SONIC CINEMA PREVIEW

I Am Weekender

UK 2003, 51 mins
Director: Chloé Raunet


+ Q&A with Chloé Raunet and WIZ, hosted by Miranda Sawyer. Intro music: Weekender (Requiem for Lost Friends Mix) by Tim Dorney.

All those attending tonight’s screening are invited to a private after party at The Social, 5 Little Portland Street, London W1W 7JD from 10.30pm. Please bring this sheet as your entry ticket and expect DJ sets from David Holmes and Chris Camm until 1am.

Fuelled by Flowered Up’s epic soundtrack, WIZ’s Weekender was a film ahead of its time.

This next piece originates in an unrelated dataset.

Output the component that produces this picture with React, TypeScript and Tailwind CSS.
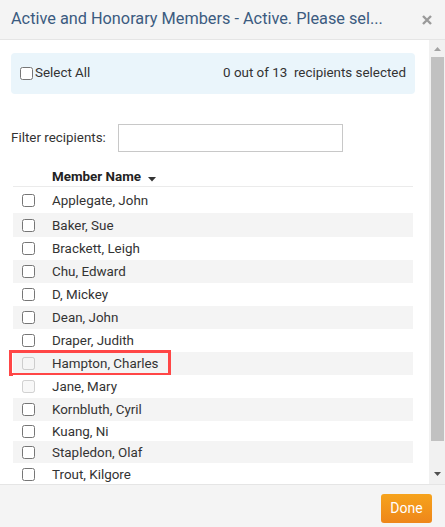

A journey into 1990s club and drug culture, it received an 18 certificate and was banned on mainstream TV. Since then, the film has gained genuine cult status. Now fully restored from the original negative, this tangible document of the British rave scene is coupled with Chloé Raunet’s feature-length documentary about the making of the film and its enduring impact, offering a unique insight into the heart of acid house.
bfi.org.uk

Flowered Up’s Weekender was released in 1992. It was a film ahead of its time, both in form and content.

Through uncompromising yet imaginative ways, director WIZ engaged with contemporary issues that mainstream media were eager to sensationalise. Consequently, it was branded with an 18 certificate and banned by both the BBC and ITV, never reaching a wide audience. For the past three decades, Weekender has bubbled just below the surface, gaining genuine cult status and influencing a vast network of creators.

At the end of 2020, mid-lockdown and in the run-up to its thirtieth anniversary, filmmakers Tabitha Denholm and Adam Dunlop conducted a series of Zoom interviews with people involved in the project, alongside others it touched. I Am Weekender is built around those conversations, the 16mm rushes and WIZ’s personal archive. The result is a unique, cinematic journey into the heart of Acid House.

Not wanting to rely exclusively on nostalgia, documentary director Chloé Raunet drew attention to some lesser-known aspects of the culture, attempting to highlight a more diverse range of voices. Weekender co-star Anna Haigh’s first hand female perspective, and Quaff Records founder Roy ‘The Roach’ Marsh describing the Black experience of the early scene were vital to unlocking a richer narrative.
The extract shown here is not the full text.